We all wish for and know what closeness feels like: intimacy, communication, trust, transparency, safety, and openness. As you plan for the disclosure conversation, be intentional about embodying the traits of closeness. Make it an intimate, relational experience. Communicate, tell stories, be curious, and ask questions. Be as transparent as possible. Make the conversation feel safe and inviting to your child. Be open to their options, views, and feelings. And, most of all, practice peership. Even if your child is a young adult, they are an adult.
We also know what distance looks like and feels like: hierarchical control, distrust, put-downs, reactivity, anger, shut-down, lack of transparency, and cut-off. What would that look like? You may lean too heavily on parental control. You might convey that you don’t fully trust your child and how they make choices. You may have negative attributions that come out as put-downs. You might get hooked by reactivity and anger. You may shut down when your child asks a question or shares a view. You may offer limited transparency. Or the conversations might end with a classic “my way or the highway” moment of cut-off.

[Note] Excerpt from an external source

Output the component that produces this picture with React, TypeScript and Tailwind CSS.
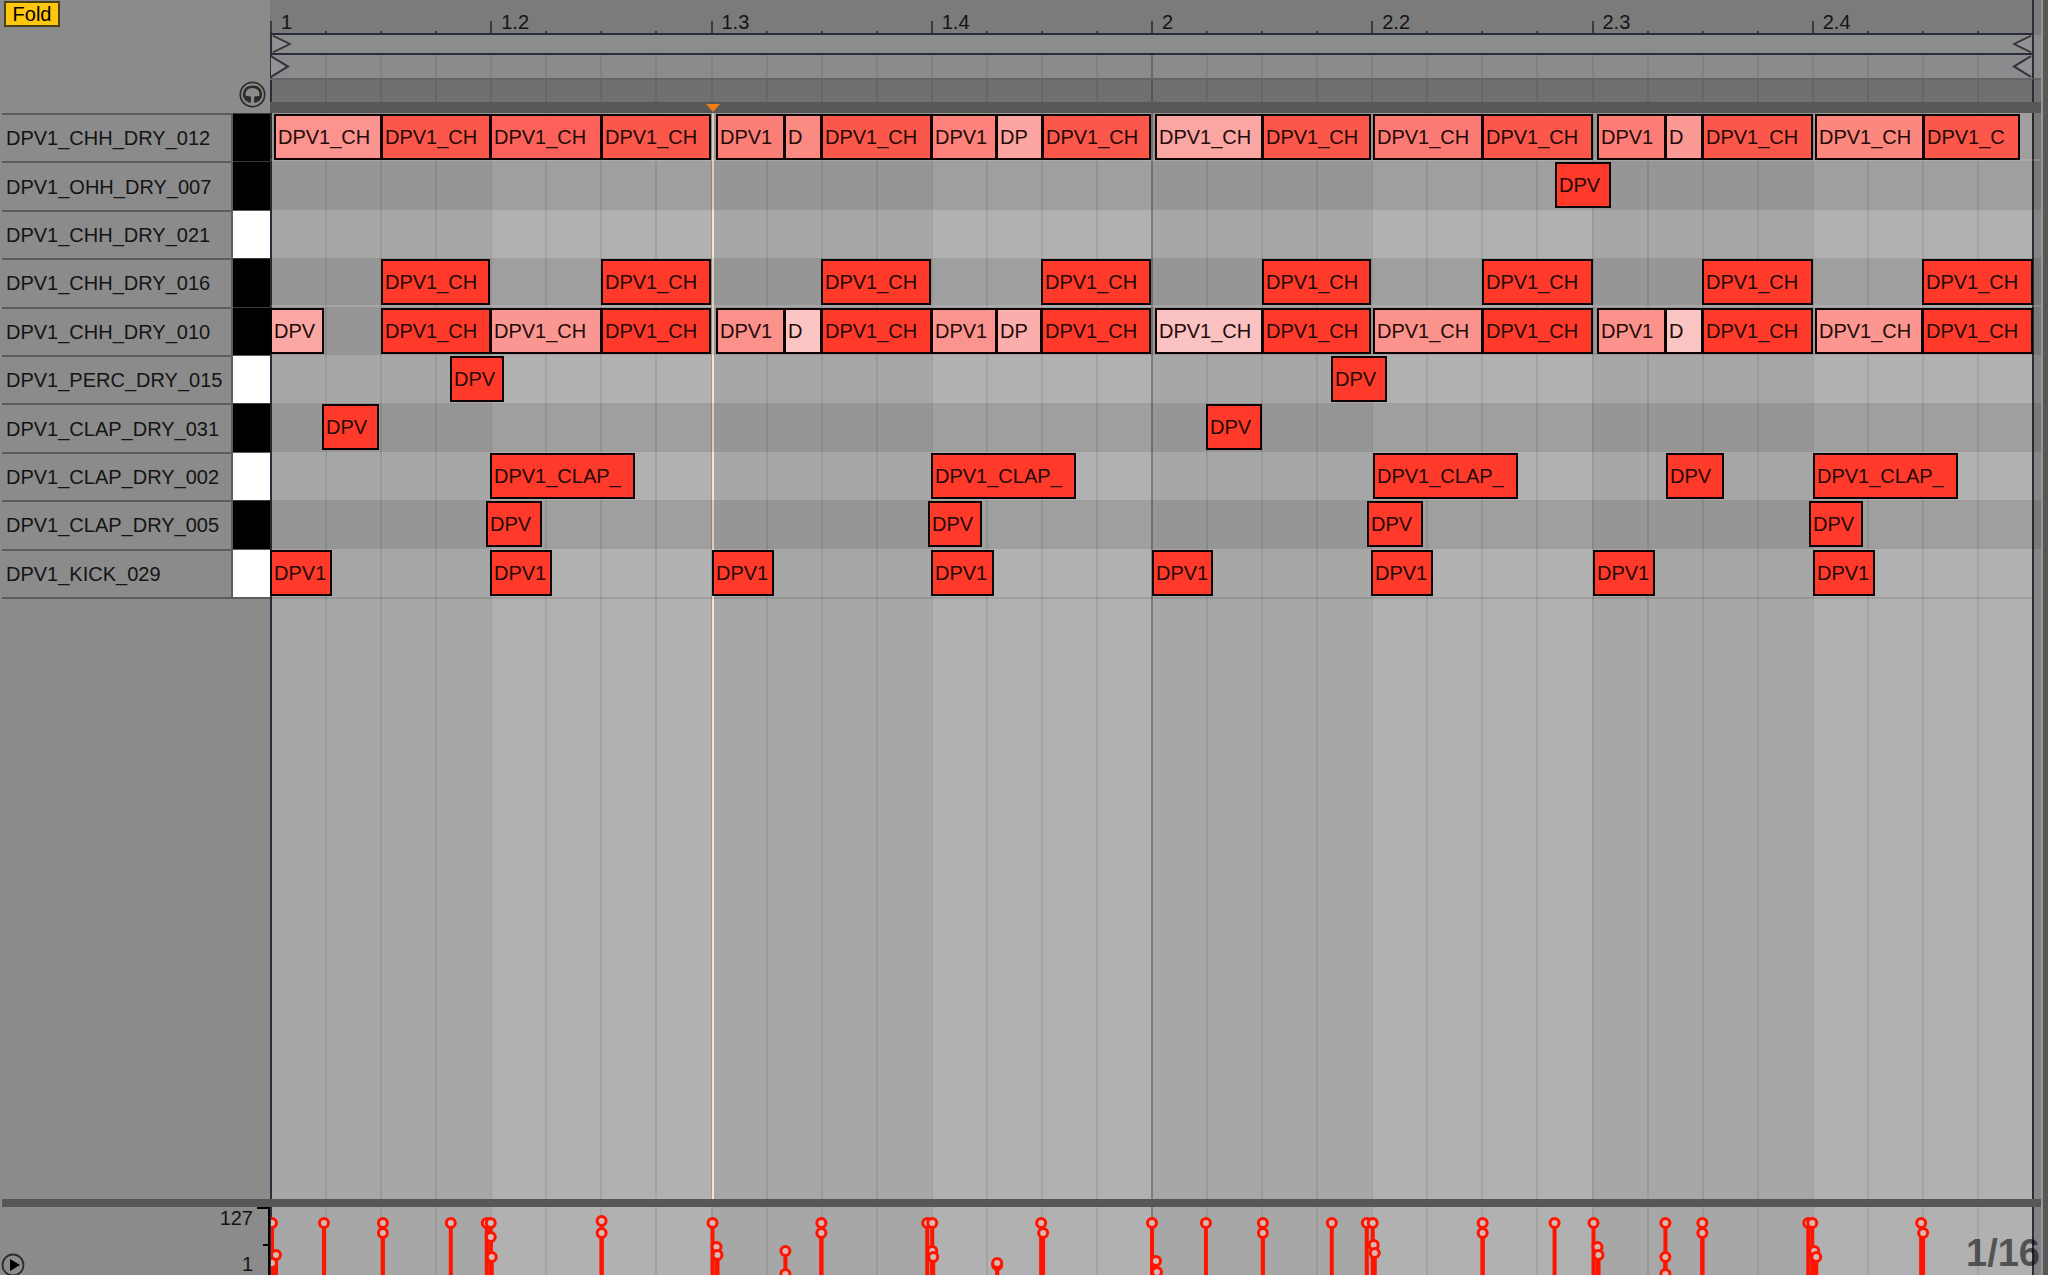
import type { ReactNode } from "react";

const ORIGIN = 271;
const SPAN = 1763;
const at = (x: number) => `${((x - ORIGIN) / SPAN) * 100}%`;
const len = (w: number) => `${(w / SPAN) * 100}%`;

const RED = "#ff3a2a";
const WARM = "#fb584b";

type Note = [start: number, end: number, label: string, color?: string];
type Lane = { name: string; black: boolean; split?: boolean; notes: Note[] };

const CH = "DPV1_CH";

const lanes: Lane[] = [
  {
    name: "DPV1_CHH_DRY_012",
    black: true,
    split: true,
    notes: [
      [274, 382, CH, "#fb948f"],
      [381, 491, CH, WARM],
      [490, 602, CH, "#fc625a"],
      [601, 711, CH, WARM],
      [716, 785, "DPV1", "#fc7f77"],
      [784, 822, "D", "#fb8a82"],
      [821, 932, CH, WARM],
      [931, 997, "DPV1", "#fc827b"],
      [996, 1043, "DP", "#fba5a2"],
      [1042, 1151, CH, WARM],
      [1155, 1263, CH, "#faa7a4"],
      [1262, 1371, CH, WARM],
      [1373, 1483, CH, "#fb7a73"],
      [1482, 1593, CH, WARM],
      [1597, 1666, "DPV1", "#fc7d76"],
      [1665, 1703, "D", "#fb9a95"],
      [1702, 1813, CH, WARM],
      [1815, 1924, CH, "#fb877f"],
      [1923, 2020, "DPV1_C", WARM],
    ],
  },
  { name: "DPV1_OHH_DRY_007", black: true, notes: [[1555, 1611, "DPV"]] },
  { name: "DPV1_CHH_DRY_021", black: false, notes: [] },
  {
    name: "DPV1_CHH_DRY_016",
    black: true,
    split: true,
    notes: [
      [381, 490, CH],
      [601, 711, CH],
      [821, 931, CH],
      [1041, 1151, CH],
      [1262, 1371, CH],
      [1482, 1593, CH],
      [1702, 1813, CH],
      [1922, 2033, CH],
    ],
  },
  {
    name: "DPV1_CHH_DRY_010",
    black: true,
    notes: [
      [270, 324, "DPV", "#fba8a5"],
      [381, 491, CH],
      [490, 602, CH, "#fa9792"],
      [601, 711, CH],
      [716, 785, "DPV1", "#fb918b"],
      [784, 822, "D", "#fac5c3"],
      [821, 932, CH],
      [931, 997, "DPV1", "#fb948f"],
      [996, 1042, "DP", "#fbaeac"],
      [1041, 1151, CH],
      [1155, 1263, CH, "#fac2c1"],
      [1262, 1371, CH],
      [1373, 1483, CH, "#fb938d"],
      [1482, 1593, CH],
      [1597, 1666, "DPV1", "#fb928c"],
      [1665, 1703, "D", "#fac5c3"],
      [1702, 1813, CH],
      [1815, 1923, CH, "#fb9690"],
      [1922, 2033, CH],
    ],
  },
  { name: "DPV1_PERC_DRY_015", black: false, notes: [[450, 504, "DPV"], [1331, 1387, "DPV"]] },
  { name: "DPV1_CLAP_DRY_031", black: true, notes: [[322, 379, "DPV"], [1206, 1262, "DPV"]] },
  {
    name: "DPV1_CLAP_DRY_002",
    black: false,
    notes: [
      [490, 635, "DPV1_CLAP_"],
      [931, 1076, "DPV1_CLAP_"],
      [1373, 1518, "DPV1_CLAP_"],
      [1666, 1724, "DPV"],
      [1813, 1958, "DPV1_CLAP_"],
    ],
  },
  {
    name: "DPV1_CLAP_DRY_005",
    black: true,
    notes: [
      [486, 542, "DPV"],
      [928, 982, "DPV"],
      [1367, 1423, "DPV"],
      [1809, 1863, "DPV"],
    ],
  },
  {
    name: "DPV1_KICK_029",
    black: false,
    notes: [
      [270, 332, "DPV1"],
      [490, 552, "DPV1"],
      [712, 774, "DPV1"],
      [931, 994, "DPV1"],
      [1152, 1213, "DPV1"],
      [1371, 1433, "DPV1"],
      [1593, 1655, "DPV1"],
      [1813, 1875, "DPV1"],
    ],
  },
];

const beats = ["1", "1.2", "1.3", "1.4", "2", "2.2", "2.3", "2.4"];

/* Velocity markers: time and height of each stem's head. */
const velocities: [number, number][] = [
  [272, 16], [276, 48], [272, 56], [324, 16], [383, 16], [383, 26], [451, 16],
  [487, 16], [491, 16], [491, 30], [492, 50], [602, 14], [602, 26],
  [713, 16], [717, 40], [718, 48], [786, 44], [786, 67],
  [822, 16], [822, 26], [928, 16], [933, 16], [933, 44], [934, 50],
  [998, 58], [998, 56], [1042, 16], [1044, 26],
  [1153, 16], [1157, 54], [1158, 65], [1207, 16], [1264, 16], [1264, 26],
  [1333, 16], [1368, 16], [1374, 16], [1375, 38], [1376, 46],
  [1484, 16], [1484, 26], [1556, 16], [1595, 16], [1599, 40], [1600, 48],
  [1667, 16], [1667, 50], [1667, 67], [1704, 16], [1704, 26],
  [1810, 16], [1814, 16], [1816, 44], [1818, 50], [1923, 16], [1925, 26],
];

function gridLine(beat: string, step: number) {
  if (step === 0 && beat === "1") return "border-[#2b2d3a]";
  if (step === 0 && beat === "2") return "border-black/25";
  return "border-black/8";
}

function BeatGrid() {
  return (
    <div className="absolute inset-0 flex" aria-hidden="true">
      {beats.map((b, i) => (
        <div key={b} className={`flex flex-1 ${i % 2 ? "bg-[#b1b1b1]" : "bg-[#a7a7a7]"}`}>
          {[0, 1, 2, 3].map((s) => (
            <div key={s} className={`flex-1 border-l-2 ${gridLine(b, s)}`} />
          ))}
        </div>
      ))}
    </div>
  );
}

function StripLines() {
  return (
    <div className="flex h-full" aria-hidden="true">
      {beats.map((b) => (
        <div key={b} className="flex flex-1">
          {[0, 1, 2, 3].map((s) => (
            <div key={s} className={`flex-1 border-l-2 ${gridLine(b, s)}`} />
          ))}
        </div>
      ))}
    </div>
  );
}

function Edge({ className }: { className: string }) {
  return <div className={`w-[7px] shrink-0 ${className}`} />;
}

function LoopFlag({ flip }: { flip?: boolean }) {
  return (
    <svg
      viewBox="0 0 20 22"
      preserveAspectRatio="none"
      className={`absolute inset-y-0 h-full w-5 ${flip ? "right-0 -scale-x-100" : "left-0"}`}
      aria-hidden="true"
    >
      <path d="M1 1 L18 11 L1 21" fill="#939395" stroke="#33333c" strokeWidth="2" />
    </svg>
  );
}

function Side({ children, className = "" }: { children?: ReactNode; className?: string }) {
  return <div className={`w-[270px] shrink-0 ${className}`}>{children}</div>;
}

export default function App() {
  return (
    <div className="flex h-screen min-h-[760px] overflow-hidden bg-[#8b8b8b] font-['Liberation_Sans',Arial,sans-serif] text-xl text-[#141414]">
      <main className="flex min-w-0 flex-1 flex-col">
        <header className="flex h-[113px] shrink-0">
          <Side className="relative">
            <button
              type="button"
              className="mt-px ml-1 flex h-[26px] w-14 items-center justify-center border-2 border-[#4a4214] bg-[#ffc60e] leading-5 text-black"
            >
              Fold
            </button>
            <button type="button" aria-label="Preview" className="absolute right-1 bottom-[5px] size-[27px]">
              <svg viewBox="0 0 27 27" className="size-full">
                <circle cx="13.5" cy="13.5" r="12.2" fill="none" stroke="#2c2c2c" strokeWidth="1.7" />
                <path
                  d="M8.6 19.6 C2.6 15 5 5.8 13.5 5.8 C22 5.8 24.4 15 18.4 19.6"
                  fill="none"
                  stroke="#2c2c2c"
                  strokeWidth="2.6"
                />
                <path d="M7 15 L11.9 15.6 V21.8 L9.4 21.4 L6.6 18.6 Z M20 15 L15.1 15.6 V21.8 L17.6 21.4 L20.4 18.6 Z" fill="#2c2c2c" />
              </svg>
            </button>
          </Side>
          <div className="flex min-w-0 flex-1 flex-col">
            <div className="flex h-[35px]">
              <div className="flex flex-1 border-r-2 border-b-2 border-[#2b2d3a] bg-[#7b7b7b] bg-clip-padding">
                {beats.map((b) => (
                  <div key={b} className="relative flex flex-1 items-end">
                    <span className="absolute bottom-0 left-[11px] leading-[22px]">{b}</span>
                    <i className="h-3 flex-1 border-l-2 border-[#3a3a40]" />
                    <i className="h-[2px] flex-1 border-l-2 border-[#3a3a40]" />
                    <i className="h-[2px] flex-1 border-l-2 border-[#3a3a40]" />
                    <i className="h-[2px] flex-1 border-l-2 border-[#3a3a40]" />
                  </div>
                ))}
              </div>
              <Edge className="bg-[#7b7b7b]" />
            </div>
            <div className="flex h-5">
              <div className="relative flex-1 border-x-2 border-b-2 border-[#2b2d3a] bg-[#8b8d8a]">
                <LoopFlag />
                <LoopFlag flip />
              </div>
              <Edge className="bg-[#8a8a8a]" />
            </div>
            <div className="flex h-[23px]">
              <div className="relative flex-1 border-r-2 border-[#2b2d3a] bg-[#8b8b8d]">
                <StripLines />
                <LoopFlag />
                <LoopFlag flip />
              </div>
              <Edge className="bg-[#8a8a8a]" />
            </div>
            <div className="flex h-6">
              <div className="flex-1 border-t-2 border-r-2 border-t-[#646464] border-r-[#2b2d3a] bg-[#707070]">
                <StripLines />
              </div>
              <Edge className="border-t-2 border-[#646464] bg-[#707070]" />
            </div>
            <div className="flex-1 bg-[#575757]" />
          </div>
        </header>

        <section className="relative flex flex-1 flex-col" aria-label="Note editor">
          <div className="absolute inset-y-0 right-0 left-[270px] flex">
            <div className="relative flex-1 border-r-2 border-[#2b2d3a]">
              <BeatGrid />
            </div>
            <Edge className="bg-[#868686]" />
          </div>

          <div className="pointer-events-none absolute inset-y-0 right-[7px] left-[271px]">
            <div className="absolute inset-y-0 w-[2px] bg-[#fbe3cf]" style={{ left: at(712) }} />
            <svg
              viewBox="0 0 14 8"
              className="absolute -top-[9px] h-2 w-3.5 -translate-x-1.5"
              style={{ left: at(712) }}
              aria-hidden="true"
            >
              <path d="M0 0 H14 L7 8 Z" fill="#f57c14" />
            </svg>
          </div>

          <div className="relative grid h-[484px] grid-rows-10">
            {lanes.map((lane) => (
              <div key={lane.name} className="flex min-h-0">
                <Side className="flex">
                  <span className="ml-[2px] flex flex-1 items-center border-t-2 border-r-2 border-[#5c5c5c] pl-1 whitespace-nowrap">
                    {lane.name}
                  </span>
                  <button
                    type="button"
                    aria-label={`Play ${lane.name}`}
                    className={`w-[37px] border-t ${
                      lane.black ? "border-[#3c3c3c] bg-black" : "border-[#5c5c5c] bg-white"
                    }`}
                  />
                </Side>
                <div
                  className={`min-w-0 flex-1 pr-[7px] pl-px ${lane.black ? "bg-black/10" : ""} ${
                    lane.split ? "border-b-2 border-white/15" : ""
                  }`}
                >
                  <div className="relative h-full">
                    {lane.notes.map(([start, end, label, color = RED]) => (
                      <button
                        type="button"
                        key={start}
                        className="absolute top-px flex h-[46px] items-center overflow-hidden border-2 border-[#0d0303] pl-[2px] whitespace-nowrap text-[#240a08]"
                        style={{ left: at(start), width: len(end - start), backgroundColor: color }}
                      >
                        {label}
                      </button>
                    ))}
                  </div>
                </div>
              </div>
            ))}
          </div>
          <div className="relative flex">
            <div className="ml-[2px] h-[2px] w-[268px] bg-[#5c5c5c]" />
            <div className="mr-[7px] h-[2px] flex-1 bg-black/10" />
          </div>
        </section>

        <div className="ml-[2px] h-[8px] shrink-0 bg-[#575757]" />

        <footer className="flex h-[68px] shrink-0">
          <Side className="flex">
            <button type="button" aria-label="Play" className="mt-auto -mb-[2px] ml-px size-6">
              <svg viewBox="0 0 24 24" className="size-full">
                <circle cx="12" cy="12" r="10.5" fill="none" stroke="#2c2c2c" strokeWidth="1.8" />
                <path d="M9 6 L19 12 L9 18 Z" fill="#000" />
              </svg>
            </button>
            <div className="ml-auto flex flex-col justify-between text-right leading-[22px]">
              <span>127</span>
              <span>1</span>
            </div>
            <div className="ml-1 flex w-[13px] flex-col border-t-2 border-r-2 border-black">
              <div className="mt-[35px] ml-auto h-[2px] w-[5px] bg-black" />
            </div>
          </Side>
          <div className="relative flex min-w-0 flex-1">
            <div className="relative flex-1 border-r-2 border-[#2b2d3a]">
              <BeatGrid />
              <div className="absolute inset-0 overflow-hidden pl-px">
                <svg className="h-full w-full" role="img" aria-label="Note velocities">
                  {velocities.map(([x, y], i) => (
                    <g key={i} stroke="#ff1400">
                      <line x1={at(x)} x2={at(x)} y1={y + 4} y2="68" strokeWidth="4" />
                      <circle cx={at(x)} cy={y} r="4.5" strokeWidth="3" fill="#d8b8b4" />
                    </g>
                  ))}
                </svg>
              </div>
            </div>
            <Edge className="bg-[#828282]" />
            <span className="absolute right-[1px] bottom-0 text-[38px] leading-[44px] font-bold text-black/55">
              1/16
            </span>
          </div>
        </footer>
      </main>
      <aside className="w-[7px] shrink-0 border-l-2 border-[#969696] bg-[#575757]" />
    </div>
  );
}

The point is, be intentional about creating closeness. Otherwise, your individual histories, fears, and disappointments may lead to the unintended consequence of a distancing disclosure experience.
Trust the process
The self-coaching phrase “trust the process” is a reminder that you can’t know what the future will look like. It’s also an important reminder for parents who are in the process of watching their children grow into adults.
Few of us could have accurately predicted exactly how we would turn out. In fact, many of us surprised ourselves, our teachers, and our parents along the way.
Use these 6 conversational frames to set in motion a process full of trust and continuing communication. They have the power to turn a disclosure you may have been putting off into a moment of peership, closeness, and connection with your child.